In third place for Q1, dance/electronic accounted for 17% of all Hot 100 top 10s, “its highest year-over-year level in a decade,” per Hit Songs Deconstructed, with David Guetta and Bebe Rexha’s “I’m Good (Blue)” a key contributor to the genre’s growth.

R&B/soul placed fourth among primary genres in Q1, at 13%, powered by the likes of SZA’s “Kill Bill,” followed in fifth place, at 4%, by hip-hop – as “the top genre in 2022 all but disappeared save for Drake and 21 Savage’s ‘Rich Flex,’ ” Hit Songs Deconstructed points out.

Thus, not only did hip-hop join pop in dropping in Q1 – hip-hop had never been below 34% in any year since 2019 before plummeting to 4% in the first three months of 2023 – but comparing hip-hop to R&B/soul since 2019 is likewise striking.
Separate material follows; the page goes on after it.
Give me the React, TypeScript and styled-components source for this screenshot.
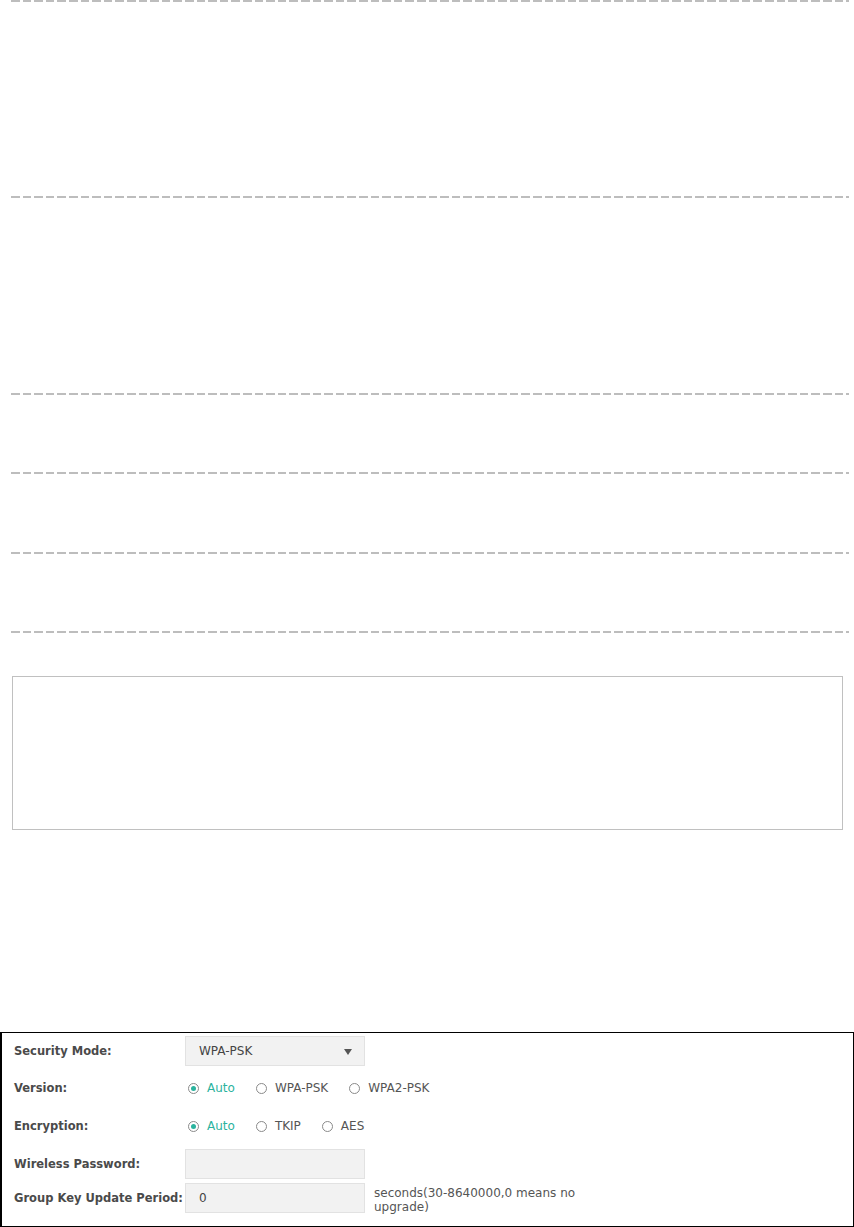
import React from "react";
import styled, { createGlobalStyle } from "styled-components";

const Global = createGlobalStyle`
  html, body { margin: 0; padding: 0; background: #fff; }
  body { font-family: "DejaVu Sans", Verdana, sans-serif; }
`;

const Page = styled.div`
  width: 854px;
  height: 1227px;
  display: flex;
  flex-direction: column;
  overflow: hidden;
`;

const Divider = styled.div`
  margin-left: 11px;
  width: 838px;
  height: 2px;
  flex: none;
  background: repeating-linear-gradient(
    to right,
    #bdbdbd 0,
    #bdbdbd 8.5px,
    transparent 8.5px,
    transparent 11.6px
  );
`;

const Gap = styled.div<{ $h: number }>`
  height: ${(p) => p.$h}px;
  flex: none;
`;

const EmptyBox = styled.div`
  margin-left: 12px;
  width: 829px;
  height: 152px;
  border: 1px solid #c0c0c0;
  flex: none;
`;

const FormBox = styled.div`
  margin-top: 202px;
  width: 851px;
  height: 193px;
  border: 1px solid #000;
  border-left-width: 2px;
  box-sizing: content-box;
  display: flex;
  flex-direction: column;
  padding-top: 3px;
`;

const Row = styled.div<{ $mt: number }>`
  display: flex;
  align-items: center;
  height: 30px;
  margin-top: ${(p) => p.$mt}px;
`;

const Label = styled.div`
  width: 171px;
  padding-left: 12px;
  flex: none;
  font-weight: bold;
  font-size: 11.5px;
  color: #4a4a4a;
`;

const FieldBox = styled.div`
  width: 180px;
  height: 30px;
  box-sizing: border-box;
  background: #f2f2f2;
  border: 1px solid #e2e2e2;
  display: flex;
  align-items: center;
  justify-content: space-between;
  padding: 0 12px 0 13px;
  font-size: 12px;
  color: #444;
`;

const Arrow = styled.span`
  width: 0;
  height: 0;
  border-left: 4.5px solid transparent;
  border-right: 4.5px solid transparent;
  border-top: 6px solid #555;
  margin-top: 2px;
`;

const Radios = styled.div`
  display: flex;
  align-items: center;
  gap: 21px;
  padding-left: 3px;
`;

const Option = styled.label<{ $on?: boolean }>`
  display: flex;
  align-items: center;
  gap: 8px;
  font-size: 12px;
  color: ${(p) => (p.$on ? "#2bb39e" : "#555")};
`;

const Circle = styled.span<{ $on?: boolean }>`
  width: 11px;
  height: 11px;
  box-sizing: border-box;
  border-radius: 50%;
  border: 1px solid #8a8a8a;
  display: flex;
  align-items: center;
  justify-content: center;
  &::after {
    content: "";
    width: 5px;
    height: 5px;
    border-radius: 50%;
    background: ${(p) => (p.$on ? "#2bb39e" : "transparent")};
  }
`;

const Hint = styled.div`
  margin-left: 9px;
  font-size: 12px;
  line-height: 14px;
  color: #555;
  width: 220px;
  margin-top: 4px;
`;

const RadioGroup = ({ options }: { options: string[] }) => (
  <Radios>
    {options.map((o, i) => (
      <Option key={o} $on={i === 0}>
        <Circle $on={i === 0} />
        {o}
      </Option>
    ))}
  </Radios>
);

export default function App() {
  return (
    <Page>
      <Global />
      <Divider />
      <Gap $h={194} />
      <Divider />
      <Gap $h={195} />
      <Divider />
      <Gap $h={77} />
      <Divider />
      <Gap $h={78} />
      <Divider />
      <Gap $h={77} />
      <Divider />
      <Gap $h={43} />
      <EmptyBox />
      <FormBox>
        <Row $mt={0}>
          <Label>Security Mode:</Label>
          <FieldBox>
            WPA-PSK
            <Arrow />
          </FieldBox>
        </Row>
        <Row $mt={7}>
          <Label>Version:</Label>
          <RadioGroup options={["Auto", "WPA-PSK", "WPA2-PSK"]} />
        </Row>
        <Row $mt={8}>
          <Label>Encryption:</Label>
          <RadioGroup options={["Auto", "TKIP", "AES"]} />
        </Row>
        <Row $mt={8}>
          <Label>Wireless Password:</Label>
          <FieldBox />
        </Row>
        <Row $mt={4}>
          <Label>Group Key Update Period:</Label>
          <FieldBox>0</FieldBox>
          <Hint>seconds(30-8640000,0 means no upgrade)</Hint>
        </Row>
      </FormBox>
    </Page>
  );
}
The genres’ respective Q1 shares of 4% and 13% contrast from hip-hop’s runaway wins between them in 2022 (38% for hip-hop vs. 8% for R&B/soul), 2021 (34% vs. 18%), 2020 (41% vs. 8%) and 2019 (34% vs. 10%).

Love Songs Get Their ‘Flowers’

“Lyrically, love/relationships held tight as the most popular lyrical theme[s], skyrocketing to 83% of songs” in the Hot 100’s top 10 in Q1, according to Hit Songs Deconstructed.
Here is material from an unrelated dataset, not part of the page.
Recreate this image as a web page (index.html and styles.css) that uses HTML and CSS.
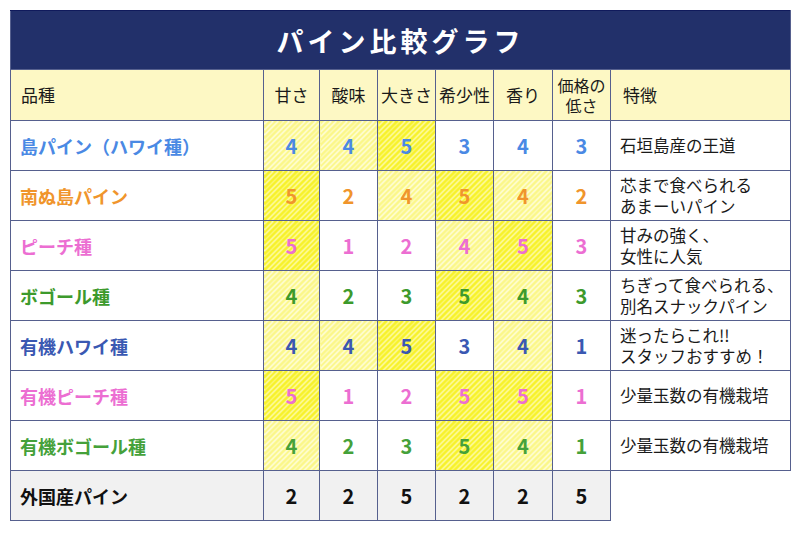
FILE: index.html
```html
<!DOCTYPE html>
<html lang="ja">
<head>
<meta charset="utf-8">
<title>パイン比較グラフ</title>
<link rel="stylesheet" href="styles.css">
</head>
<body>
<table class="chart">
  <colgroup>
    <col class="c-name"><col class="c-n1"><col class="c-n2"><col class="c-n3"><col class="c-n4"><col class="c-n5"><col class="c-n6"><col class="c-feat">
  </colgroup>
  <thead>
    <tr><th colspan="8" class="title">パイン比較グラフ</th></tr>
    <tr class="head">
      <th class="h-name">品種</th>
      <th>甘さ</th><th>酸味</th><th>大きさ</th><th>希少性</th><th>香り</th><th class="h-two">価格の<br>低さ</th>
      <th class="h-feat">特徴</th>
    </tr>
  </thead>
  <tbody>
    <tr class="blue">
      <td class="name">島パイン（ハワイ種）</td>
      <td class="num lt">4</td><td class="num lt">4</td><td class="num st">5</td><td class="num">3</td><td class="num">4</td><td class="num">3</td>
      <td class="feat">石垣島産の王道</td>
    </tr>
    <tr class="orange">
      <td class="name">南ぬ島パイン</td>
      <td class="num st">5</td><td class="num">2</td><td class="num lt">4</td><td class="num st">5</td><td class="num lt">4</td><td class="num">2</td>
      <td class="feat">芯まで食べられる<br>あまーいパイン</td>
    </tr>
    <tr class="pink">
      <td class="name">ピーチ種</td>
      <td class="num st">5</td><td class="num">1</td><td class="num">2</td><td class="num lt">4</td><td class="num st">5</td><td class="num">3</td>
      <td class="feat">甘みの強く、<br>女性に人気</td>
    </tr>
    <tr class="green">
      <td class="name">ボゴール種</td>
      <td class="num lt">4</td><td class="num">2</td><td class="num">3</td><td class="num st">5</td><td class="num lt">4</td><td class="num">3</td>
      <td class="feat">ちぎって食べられる、<br>別名スナックパイン</td>
    </tr>
    <tr class="navy">
      <td class="name">有機ハワイ種</td>
      <td class="num lt">4</td><td class="num lt">4</td><td class="num st">5</td><td class="num">3</td><td class="num lt">4</td><td class="num">1</td>
      <td class="feat">迷ったらこれ!!<br>スタッフおすすめ！</td>
    </tr>
    <tr class="pink">
      <td class="name">有機ピーチ種</td>
      <td class="num st">5</td><td class="num">1</td><td class="num">2</td><td class="num st">5</td><td class="num st">5</td><td class="num">1</td>
      <td class="feat">少量玉数の有機栽培</td>
    </tr>
    <tr class="green2">
      <td class="name">有機ボゴール種</td>
      <td class="num lt">4</td><td class="num">2</td><td class="num">3</td><td class="num st">5</td><td class="num lt">4</td><td class="num">1</td>
      <td class="feat">少量玉数の有機栽培</td>
    </tr>
    <tr class="foreign">
      <td class="name">外国産パイン</td>
      <td class="num">2</td><td class="num">2</td><td class="num">5</td><td class="num">2</td><td class="num">2</td><td class="num">5</td>
      <td class="empty"></td>
    </tr>
  </tbody>
</table>
</body>
</html>
```

FILE: styles.css
```css
html, body {
  margin: 0;
  padding: 0;
  background: #ffffff;
}
body {
  padding: 10px;
  font-family: "Noto Sans CJK JP", "Noto Sans", sans-serif;
  color: #1a1a1a;
}
.chart {
  border-collapse: collapse;
  table-layout: fixed;
  width: 780px;
}
.c-name { width: 253px; }
.c-n1 { width: 56px; }
.c-n2 { width: 58px; }
.c-n3 { width: 58px; }
.c-n4 { width: 58px; }
.c-n5 { width: 59px; }
.c-n6 { width: 58px; }
.c-feat { width: 180px; }

.chart th, .chart td {
  border: 1px solid #56608e;
  padding: 0;
}
.title {
  height: 58px;
  background: #22306a;
  border-top: 1px solid #101a5c !important;
  color: #ffffff;
  font-size: 27px;
  font-weight: 700;
  letter-spacing: 4px;
  text-align: center;
}
.head th {
  height: 50px;
  background: #fdf8c4;
  font-size: 17px;
  font-weight: 400;
  color: #1a1a1a;
  text-align: center;
  line-height: 20px;
}
.head .h-name {
  text-align: left;
  padding-left: 10px;
}
.head .h-feat {
  text-align: left;
  padding-left: 12px;
}
.head .h-two {
  font-size: 16px;
}
tbody td {
  height: 49px;
  background: #ffffff;
}
.name {
  padding-left: 9px !important;
  font-size: 18px;
  font-weight: 700;
}
.num {
  text-align: center;
  font-size: 20px;
  font-weight: 700;
}
.feat {
  padding-left: 9px !important;
  font-size: 16.5px;
  line-height: 21px;
  color: #1a1a1a;
}
.st {
  background: repeating-linear-gradient(-45deg, #f7f22c 0 2.5px, #fdfbb0 2.5px 3.8px) !important;
}
.lt {
  background: repeating-linear-gradient(-45deg, #fbf78a 0 2.5px, #fffde0 2.5px 3.8px) !important;
}
.blue { color: #4a89e4; }
.orange { color: #f0952c; }
.pink { color: #ec6ed2; }
.green { color: #3d9a2c; }
.navy { color: #3a58b2; }
.green2 { color: #45a13a; }
.foreign { color: #111111; }
.foreign td { background: #f1f1f1; }
.foreign .empty {
  background: #ffffff;
  border-right: none;
  border-bottom: none;
}
```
Leading the way for such songs (representing, naturally, a range of emotions about love): Miley Cyrus’ “Flowers,” which soared in at No. 1 on the Hot 100 dated Jan. 28, along with Beyoncé’s “Cuff It,” Bizarrap and Shakira’s “Bzrp Music Sessions, Vol. 53” and The Weeknd and Ariana Grande’s “Die for You.”

Also per Hit Songs Deconstructed’s Q1 analysis of lyrics, “the top 10 continued to trend toward fewer song title appearances, with just over half of songs featuring between one and five in their framework. The most popular place to find the song title continued to be the chorus, followed by the outro and vocal break post-chorus.”
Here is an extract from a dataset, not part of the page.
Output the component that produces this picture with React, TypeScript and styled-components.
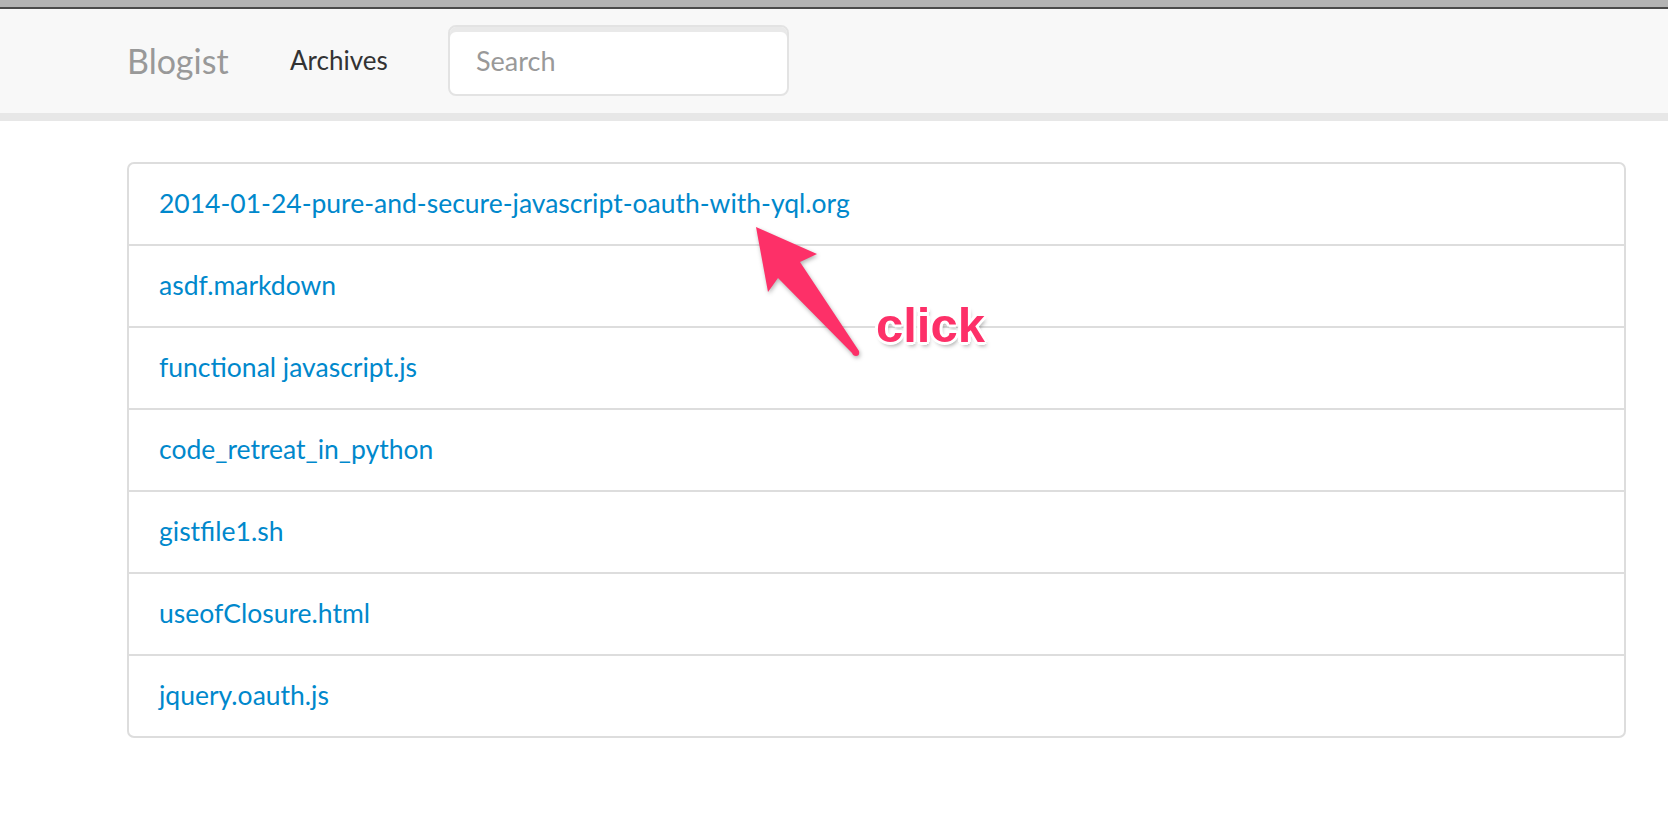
import React from "react"
import styled, { createGlobalStyle } from "styled-components"

const posts = [
  "2014-01-24-pure-and-secure-javascript-oauth-with-yql.org",
  "asdf.markdown",
  "functional javascript.js",
  "code_retreat_in_python",
  "gistfile1.sh",
  "useofClosure.html",
  "jquery.oauth.js",
]

const GlobalStyle = createGlobalStyle`
  html, body {
    margin: 0;
    padding: 0;
    background: #ffffff;
    font-family: Lato, "Open Sans", sans-serif;
  }
`

const App: React.FC = () => {
  return (
    <StyledPage>
      <GlobalStyle />
      <StyledTopBar />
      <StyledNavbar>
        <StyledNavInner>
          <StyledBrand href="#">Blogist</StyledBrand>
          <StyledNavLink href="#">Archives</StyledNavLink>
          <StyledSearch placeholder="Search" />
        </StyledNavInner>
      </StyledNavbar>
      <StyledMain>
        <StyledList>
          {posts.map((post) => (
            <StyledItem key={post}>
              <StyledPostLink href="#">{post}</StyledPostLink>
            </StyledItem>
          ))}
        </StyledList>
      </StyledMain>
      <StyledArrow width="140" height="160" viewBox="0 0 140 160">
        <path
          d="M16 12 L77 39 L60 47 L119 136 Q120 141 116 141 Q113 141 112 138 L38 63 L28 77 Z"
          fill="#fd3068"
        />
      </StyledArrow>
      <StyledClick>click</StyledClick>
    </StyledPage>
  )
}

const StyledPage = styled.div`
  position: relative;
  min-height: 838px;
`

const StyledTopBar = styled.div`
  height: 7px;
  background: #b3b3b3;
  border-bottom: 2px solid #4a4a4a;
`

const StyledNavbar = styled.div`
  height: 104px;
  background: #f8f8f8;
  border-bottom: 8px solid #e7e7e7;
`

const StyledNavInner = styled.div`
  display: flex;
  align-items: center;
  height: 100%;
  margin-left: 127px;
  padding-bottom: 2px;
  box-sizing: border-box;
`

const StyledBrand = styled.a`
  font-size: 34px;
  color: #999999;
  text-decoration: none;
  width: 163px;
`

const StyledNavLink = styled.a`
  font-size: 26px;
  color: #333333;
  text-decoration: none;
  width: 158px;
`

const StyledSearch = styled.input`
  width: 341px;
  height: 71px;
  box-sizing: border-box;
  border: 2px solid #e3e3e3;
  border-radius: 8px;
  background: #ffffff;
  box-shadow: inset 0 5px 0 #e9e9e9;
  padding: 0 26px;
  font-family: Lato, "Open Sans", sans-serif;
  font-size: 27px;
  color: #555555;
  outline: none;

  &::placeholder {
    color: #999999;
  }
`

const StyledMain = styled.div`
  padding-top: 41px;
  margin-left: 127px;
  width: 1499px;
`

const StyledList = styled.ul`
  list-style: none;
  margin: 0;
  padding: 0;
  border: 2px solid #dddddd;
  border-radius: 7px;
`

const StyledItem = styled.li`
  height: 80px;
  display: flex;
  align-items: center;
  padding-left: 30px;

  & + & {
    border-top: 2px solid #dddddd;
  }
`

const StyledPostLink = styled.a`
  font-size: 26.5px;
  color: #0088cc;
  text-decoration: none;
  margin-top: -2px;
`

const StyledArrow = styled.svg`
  position: absolute;
  left: 740px;
  top: 215px;
  filter: drop-shadow(1px 2px 2px rgba(0, 0, 0, 0.3));
`

const StyledClick = styled.div`
  position: absolute;
  left: 876px;
  top: 301px;
  font-family: "Liberation Sans", Arial, sans-serif;
  font-weight: bold;
  font-size: 49px;
  line-height: 48px;
  color: #fd3068;
  text-shadow: -2px -2px 0 #fff, 2px -2px 0 #fff, -2px 2px 0 #fff, 2px 2px 0 #fff,
    0 -3px 0 #fff, 0 3px 0 #fff, -3px 0 0 #fff, 3px 0 0 #fff,
    2px 4px 4px rgba(0, 0, 0, 0.35);
`

export default App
Or … not at all, as SZA never explicitly sings the title in “Kill Bill.”

Instrumental Instruments

“Instrumentally, electronic drums, synths and synth bass continued to be at the core of most top 10s” on the Hot 100 in Q1, according to Hit Songs Deconstructed. “However, their use was notably down compared to years prior. Conversely, there was a notable uptick in the use of guitar (electric, acoustic and lap steel), largely thanks to the rise of country.”

As for atypical instruments and sounds in Hot 100 top 10s in Q1, they include the brass section in “Cuff It”; mallets, in Taylor Swift’s “Anti-Hero”; and even birds chirping in JVKE’s “Golden Hour.”